The land, the people
Hantz Woodlands begins, community negotiates change
By Zenobia Jeffries
The Michigan Citizen
DETROIT — Kathina Carey has mixed feelings about the Hantz Woodlands’ development in her neighborhood on the city’s lower east side.
Carey, a Detroit native, described how she’d single-handedly cared for her block on McClellan Street for seven years, using her own money to mow the vacant lots between abandoned homes, and feed homeless neighbors in the area who sometimes went for days without a meal.
She was relieved when someone wanted to make the area “more livable.”
Businessman John Hantz began his woodlands project in January clearing out, to date, 50 of the 150 acres he purchased from the city, after much public debate — thousands of residents protested Detroit City Council’s approval of the sale.
Project Manager Mike Score says they will plant 15,000 saplings May 17 on many of the cleared acres.
They expect to have about 500 volunteers to help. Score says 150 signed up in the first two days after the planting date was announced.
He says the project has been well received and residents are excited.
“This is what we were promising, and this is showing we’ll keep our promises,” he said. “Our neighbors aren’t bashful, (they) will ask us, ‘what are you going to do after you plant the trees?’ And we’ll talk to them about ideas, and see how they like them.”
Carey said, “It helps because I was tired of doing it by myself. They’re getting everybody excited about the development taking place.”
She said she’s also grateful that after losing her homes on McClellan and Goethe, Hantz, who acquired both houses through his land purchase from the city, sold them back to her.
But Carey is worried about what the new development may mean for most in the area who are already struggling.
“I feel like this is what’s going to happen to my people,” Carey said turning her attention to a pheasant running through the empty lot at the corner of McClellan and Goethe.
Through tears, she expressed her concern that the new development may mean displacement for many.
“It’s hard to sit back and see this happen. They own almost everything around here.” she said. “People are struggling and it’s been so hard. There are a lot of recovering addicts.”
Once an addict herself, Carey uses both her homes to help people in the area. She has turned them into rehabilitation centers — one for women and the other for men.
Her brother Robert Pearson has his own construction company, Standard Builders, and has been helping his sister rehab the homes.
“We raised $25,000 to get the work done,” Pearson told the Michigan Citizen.
He says the tree project is excellent for the area and expects to help the Hantz project in clearing the area next to his sister’s home.
Score says they’ve worked well with neighbors and some city residents who were once critics of the project have “come back to being his friend.”
“We’re not going to do anything that our neighbors don’t like,” he said, “because we’re driven by our mission statement, which is to make the neighborhood more livable and get our money back over time.”
Malik Yakini, a food justice advocate, has been a vocal critic of the Hantz project.
Yakini, executive director of Detroit Black Community Food Security Network, says it’s the framework of the Hantz project and others like it — “Gilbertville” and the Ilitch stadium — that is troubling, not the specific things Hantz is doing and whether they’re “good or bad.”

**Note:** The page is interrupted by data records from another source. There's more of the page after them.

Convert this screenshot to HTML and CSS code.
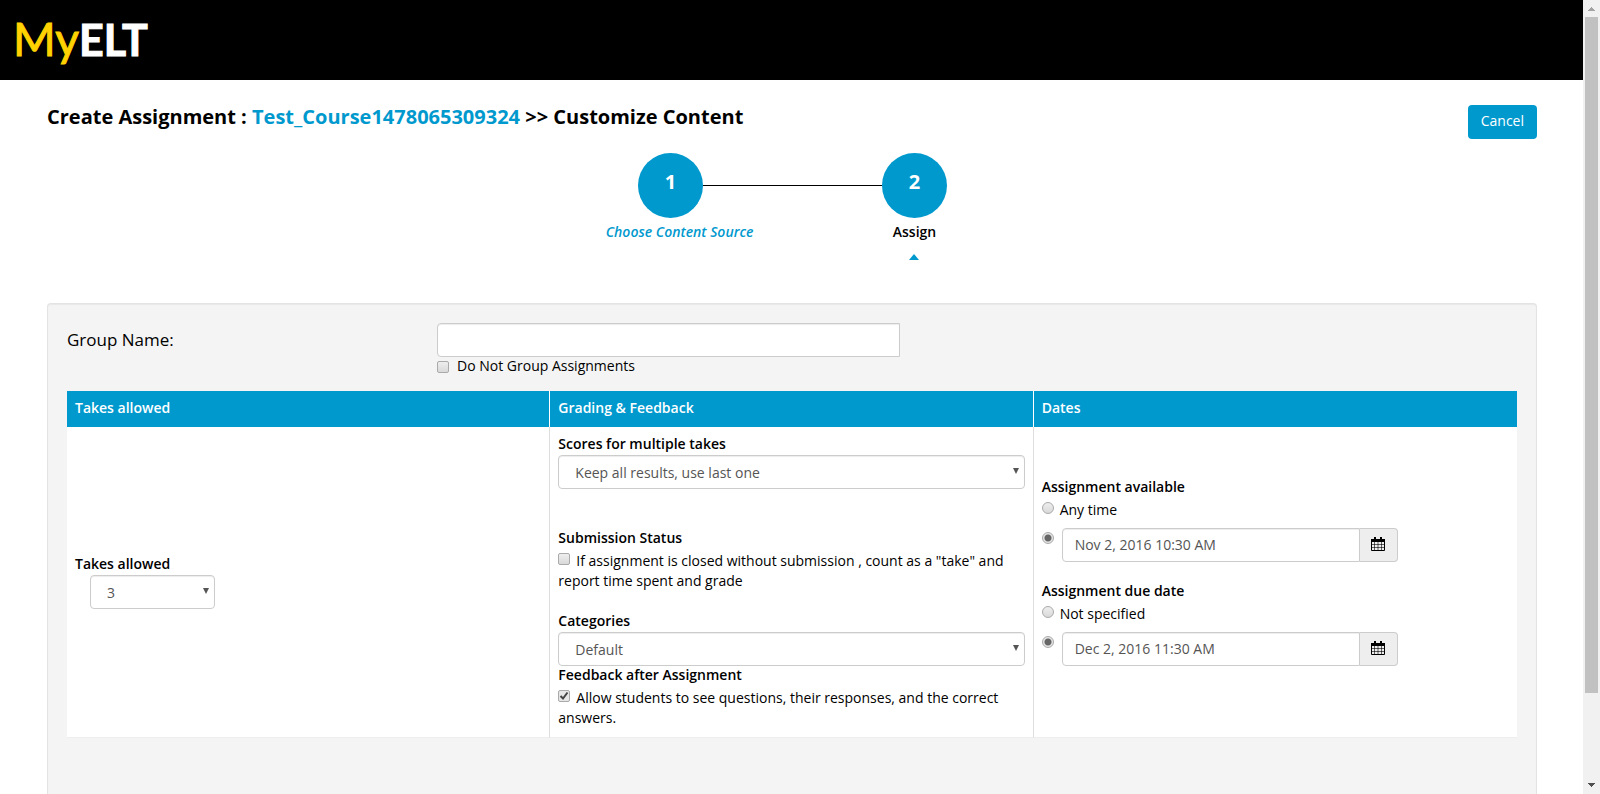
FILE: index.html
```html
<!DOCTYPE html>
<html lang="en">
<head>
<meta charset="utf-8">
<title>MyELT - Create Assignment</title>
<link rel="stylesheet" href="styles.css">
</head>
<body>
<div class="page">
  <header class="topbar"><a class="logo" href="#"><span class="logo-my">My</span><span class="logo-elt">ELT</span></a></header>
  <main class="content">
    <div class="title-row">
      <h1 class="title">Create Assignment : <a href="#">Test_Course1478065309324</a> &gt;&gt; Customize Content</h1>
      <button class="cancel" type="button">Cancel</button>
    </div>
    <ol class="steps">
      <li class="step step-source"><span class="circle">1</span><a class="step-label" href="#">Choose Content Source</a></li>
      <li class="step-line" aria-hidden="true"></li>
      <li class="step"><span class="circle">2</span><span class="step-label">Assign</span><span class="caret"></span></li>
    </ol>
    <form class="panel">
      <div class="group-row">
        <label class="group-label" for="group">Group Name:</label>
        <div class="group-field">
          <input class="field group-input" id="group" type="text">
          <div class="no-group"><input class="tick" id="nogroup" type="checkbox"><label for="nogroup">Do Not Group Assignments</label></div>
        </div>
      </div>
      <table class="options">
        <thead><tr><th>Takes allowed</th><th>Grading &amp; Feedback</th><th>Dates</th></tr></thead>
        <tbody><tr>
          <td>
            <label class="heading" for="takes">Takes allowed</label>
            <div class="select takes"><select class="field" id="takes"><option>3</option></select></div>
          </td>
          <td>
            <label class="heading" for="scores">Scores for multiple takes</label>
            <div class="select scores"><select class="field" id="scores"><option>Keep all results, use last one</option></select></div>
            <strong class="heading">Submission Status</strong>
            <p class="choice submission"><input class="tick" id="closed" type="checkbox"><label for="closed">If assignment is closed without submission , count as a "take" and report time spent and grade</label></p>
            <label class="heading" for="categories">Categories</label>
            <div class="select"><select class="field" id="categories"><option>Default</option></select></div>
            <strong class="heading">Feedback after Assignment</strong>
            <p class="choice"><input class="tick" id="allow" type="checkbox" checked><label for="allow">Allow students to see questions, their responses, and the correct answers.</label></p>
          </td>
          <td>
            <fieldset class="dates">
              <legend class="heading">Assignment available</legend>
              <p class="choice"><input class="tick radio" id="anytime" type="radio" name="available"><label for="anytime">Any time</label></p>
              <div class="date-row">
                <input class="tick radio" type="radio" name="available" aria-label="Available from date" checked>
                <div class="date-group"><input class="field" type="text" aria-label="Available date" value="Nov 2, 2016 10:30 AM"><button class="addon" type="button" aria-label="Open calendar"><svg class="calendar" viewBox="0 0 14 14"><path d="M0 2h14v3H0z"/><path d="M3 0h2v3H3zM9 0h2v3H9z"/><path d="M.5 4v9.5h13V4" fill="none" stroke="#000"/><path d="M.5 7.500h13M.5 10.500h13M3.500 5v8.500M7 5v8.500M10.500 5v8.500" fill="none" stroke="#000" stroke-opacity=".6"/></svg></button></div>
              </div>
            </fieldset>
            <fieldset class="dates">
              <legend class="heading">Assignment due date</legend>
              <p class="choice"><input class="tick radio" id="notspec" type="radio" name="due"><label for="notspec">Not specified</label></p>
              <div class="date-row">
                <input class="tick radio" type="radio" name="due" aria-label="Due on date" checked>
                <div class="date-group"><input class="field" type="text" aria-label="Due date" value="Dec 2, 2016 11:30 AM"><button class="addon" type="button" aria-label="Open calendar"><svg class="calendar" viewBox="0 0 14 14"><path d="M0 2h14v3H0z"/><path d="M3 0h2v3H3zM9 0h2v3H9z"/><path d="M.5 4v9.5h13V4" fill="none" stroke="#000"/><path d="M.5 7.500h13M.5 10.500h13M3.500 5v8.500M7 5v8.500M10.500 5v8.500" fill="none" stroke="#000" stroke-opacity=".6"/></svg></button></div>
              </div>
            </fieldset>
          </td>
        </tr></tbody>
      </table>
    </form>
  </main>
</div>
<div class="scrollbar" aria-hidden="true">
  <svg class="arrow" viewBox="0 0 17 17"><path d="M5 11h7v-1h-1V9h-1V8H9V7H8v1H7v1H6v1H5z" fill="#a3a3a3"/></svg>
  <div class="track"><div class="thumb"></div></div>
  <svg class="arrow" viewBox="0 0 17 17"><path d="M5 6h7v1h-1v1h-1v1H9v1H8V9H7V8H6V7H5z" fill="#505050"/></svg>
</div>
</body>
</html>
```
FILE: styles.css
```css
* { box-sizing: border-box; }
body {
  display: flex;
  height: 100vh;
  margin: 0;
  overflow: hidden;
  background: #fff;
  color: #000;
  font: 14px/20px "Open Sans", "Noto Sans", sans-serif;
}
a { color: #0099ce; text-decoration: none; }
input, select, button { margin: 0; font: inherit; }

.page { display: flex; flex: 1; flex-direction: column; min-width: 0; }
.topbar { flex: none; height: 80px; padding: 9px 13px; background: #000; }
.logo { display: inline-flex; align-items: baseline; font: 46px/60px Lato, sans-serif; }
.logo-my { color: #ffd200; -webkit-text-stroke: 1px #ffd200; }
.logo-elt { color: #fff; font-weight: 700; font-size: 43px; -webkit-text-stroke: 1px #fff; }

.content { display: flex; flex: 1; flex-direction: column; min-height: 0; padding: 25px 46px 0 47px; }
.title-row { display: flex; justify-content: space-between; align-items: flex-start; height: 48px; }
.title { margin: 0; font-size: 20px; font-weight: 700; line-height: 24px; }
.cancel {
  height: 34px;
  padding: 0 13px 2px;
  border: 0;
  border-radius: 4px;
  background: #0099ce;
  color: #fff;
  font-weight: 500;
}

.steps {
  display: flex;
  justify-content: center;
  height: 150px;
  margin: 0;
  padding: 0 0 0 1px;
  list-style: none;
}
.step { display: flex; flex-direction: column; align-items: center; width: 65px; white-space: nowrap; }
.circle {
  width: 65px;
  height: 65px;
  border-radius: 50%;
  background: #0099ce;
  color: #fff;
  font-size: 20px;
  font-weight: 700;
  line-height: 58px;
  text-align: center;
}
.step-label { margin-top: 4px; font-weight: 600; }
.step-source .step-label { padding-left: 18px; font-style: italic; }
.step-line { width: 179px; height: 33px; border-bottom: 1px solid #000; }
.caret {
  margin: 12px 2px 0 0;
  border: 5px solid transparent;
  border-top: 0;
  border-bottom: 6px solid #0099ce;
}

.panel {
  flex: 1 0 auto;
  padding: 19px;
  border: 1px solid #e3e3e3;
  border-bottom: 0;
  border-radius: 4px 4px 0 0;
  background: #f4f4f4;
  box-shadow: inset 0 1px 1px rgba(0, 0, 0, .05);
}
.group-row { display: flex; height: 68px; }
.group-label { width: 370px; font-size: 17px; line-height: 34px; }
.group-field { width: 463px; }
.no-group { display: flex; gap: 8px; line-height: 18px; }
.no-group .tick { margin-top: 4px; }

.field {
  display: block;
  width: 100%;
  height: 34px;
  padding: 0 12px 2px;
  border: 1px solid #ccc;
  border-radius: 4px;
  background: #fff;
  box-shadow: inset 0 1px 1px rgba(0, 0, 0, .075);
  color: #555;
}
.group-input { border-radius: 4px 0 0 4px; }
.select { position: relative; }
.select .field { padding: 2px 16px 0; appearance: none; }
.select::after {
  position: absolute;
  top: 13px;
  right: 6px;
  border: 3px solid transparent;
  border-top: 6px solid #555;
  border-bottom: 0;
  content: "";
}
.takes { width: 125px; margin-left: 15px; }
.scores { margin-bottom: 40px; }

.options { width: 100%; border-collapse: separate; border-spacing: 0; table-layout: fixed; }
.options th {
  height: 36px;
  padding: 0 8px 2px;
  border-right: 1px solid #fff;
  background: #0099ce;
  color: #fff;
  font-weight: 600;
  text-align: left;
}
.options td {
  padding: 8px;
  border-right: 1px solid #ddd;
  border-bottom: 1px solid #eee;
  background: #fff;
  vertical-align: middle;
}
.options th:last-child, .options td:last-child { border-right: 0; }
.heading { display: block; padding: 0 0 2px; font-weight: 600; line-height: 18px; }
.choice { margin: 2px 0 1px; }
.choice .tick { margin-right: 6px; vertical-align: 1px; }
.choice.submission { margin-bottom: 21px; }

.tick {
  flex: none;
  width: 12px;
  height: 12px;
  border: 1px solid #aaa;
  border-radius: 2px;
  background: linear-gradient(#eee, #d9d9d9);
  appearance: none;
}
#allow {
  background: url("data:image/svg+xml,%3Csvg xmlns='http://www.w3.org/2000/svg' viewBox='0 0 10 10'%3E%3Cpath d='M1.5 5l2.5 2.5L8.500 1.500' fill='none' stroke='%23444' stroke-width='2'/%3E%3C/svg%3E") #e6e6e6;
}
.radio { border-radius: 50%; }
.radio:checked { background: radial-gradient(circle, #666 0 3px, #e4e4e4 4px); }

.dates { min-width: 0; margin: 0 0 20px; padding: 0; border: 0; }
.date-row { display: flex; gap: 8px; margin-top: 8px; }
.date-row .tick { margin-top: 4px; }
.date-group { display: flex; width: 336px; }
.date-group .field { flex: 1; width: auto; min-width: 0; border-radius: 4px 0 0 4px; }
.addon {
  display: flex;
  align-items: center;
  justify-content: center;
  width: 38px;
  padding: 0 0 2px;
  border: 1px solid #ccc;
  border-left: 0;
  border-radius: 0 4px 4px 0;
  background: #eee;
}
.calendar { width: 14px; height: 14px; }

.scrollbar { display: flex; flex: none; flex-direction: column; width: 17px; background: #f1f1f1; }
.arrow { width: 17px; height: 17px; }
.track { flex: 1; padding: 0 2px; }
.thumb { height: 89%; background: #c1c1c1; }
```
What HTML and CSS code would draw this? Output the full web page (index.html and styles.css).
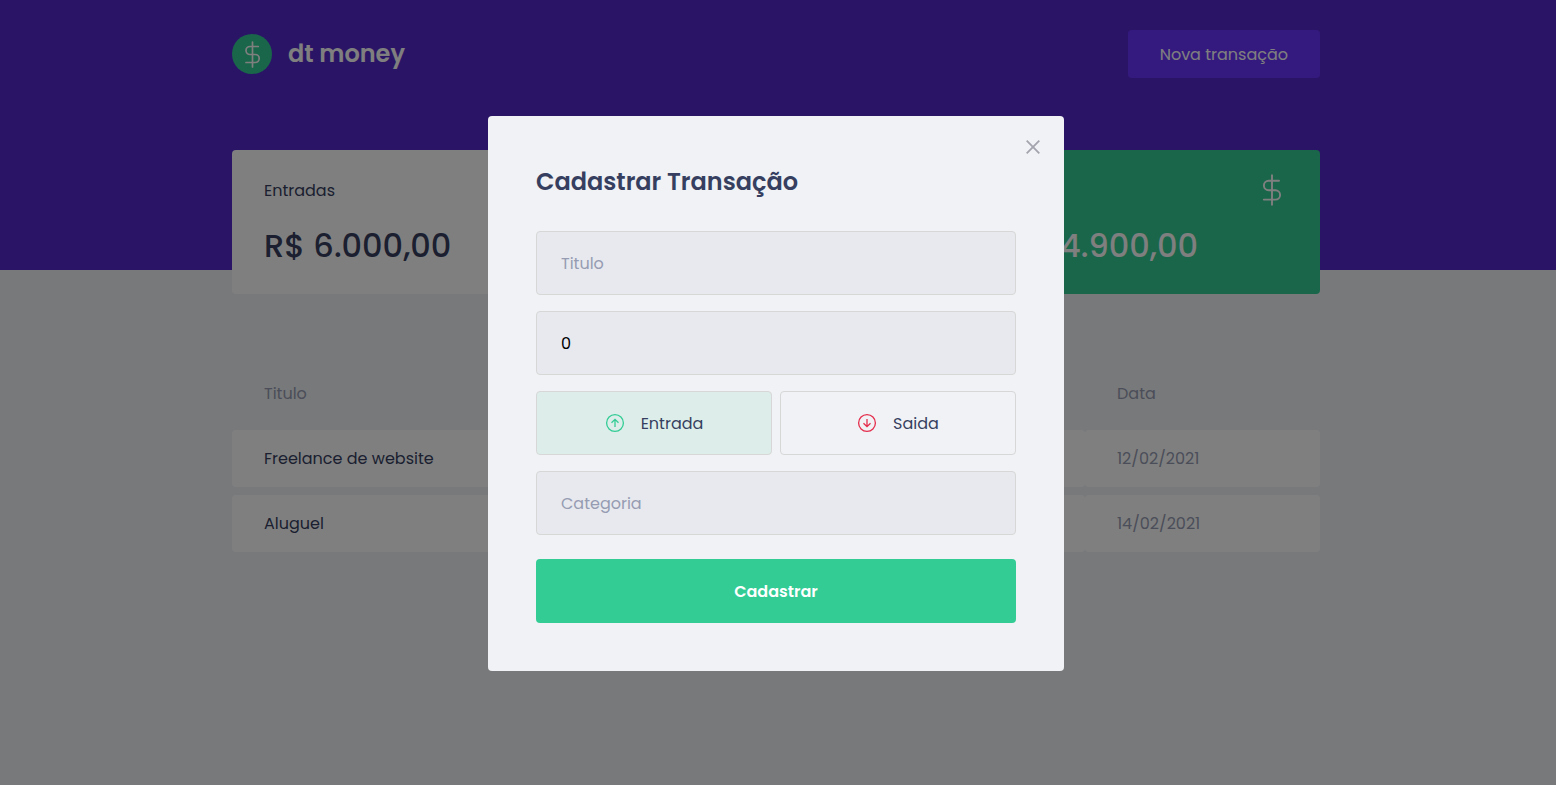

“My position is that the city selling him that amount of land is a dangerous precedent,” Yakini told the Michigan Citizen, “because it continues a century-long phenomenon of wealthy white men owning huge amounts of land and the majority of people being landless.
Yakini says the city of Detroit has a “tremendous opportunity” to rethink how publicly-owned land can be used for the public good instead of selling it off to wealthy individuals.
“We have to break away from the way cities have developed land in giving favor to the wealthy, and have ways to develop (that is) controlled by the community-benefitting majority instead of a minority,” Yakini said. “Clearly, we all want to see blight removed from neighborhoods. Hantz is not unique in that. We (all) want to see livable communities… There are other ways to do that besides selling land to wealthy individuals.”
DBCFSN is researching community land trusts where communities can own land and determine how it can be used for the common good.
He says the Dudley Street Neighborhood Initiative in Boston is an example of community-based planning and organizing revitalization that could work in Detroit.
The DSNI website says the 30-year-old non-profit organization was formed when residents of the Dudley Street area came together out of fear and anger to revive their neighborhood that was devastated by arson, disinvestment, neglect and redlining practices, and protect it from outside speculators.
“Creating a situation where people have voice and are determining their own destiny is the opportunity we have,” he says. “We have to stop doing business as usual, because business as usual contributes to the vast inequities in society.”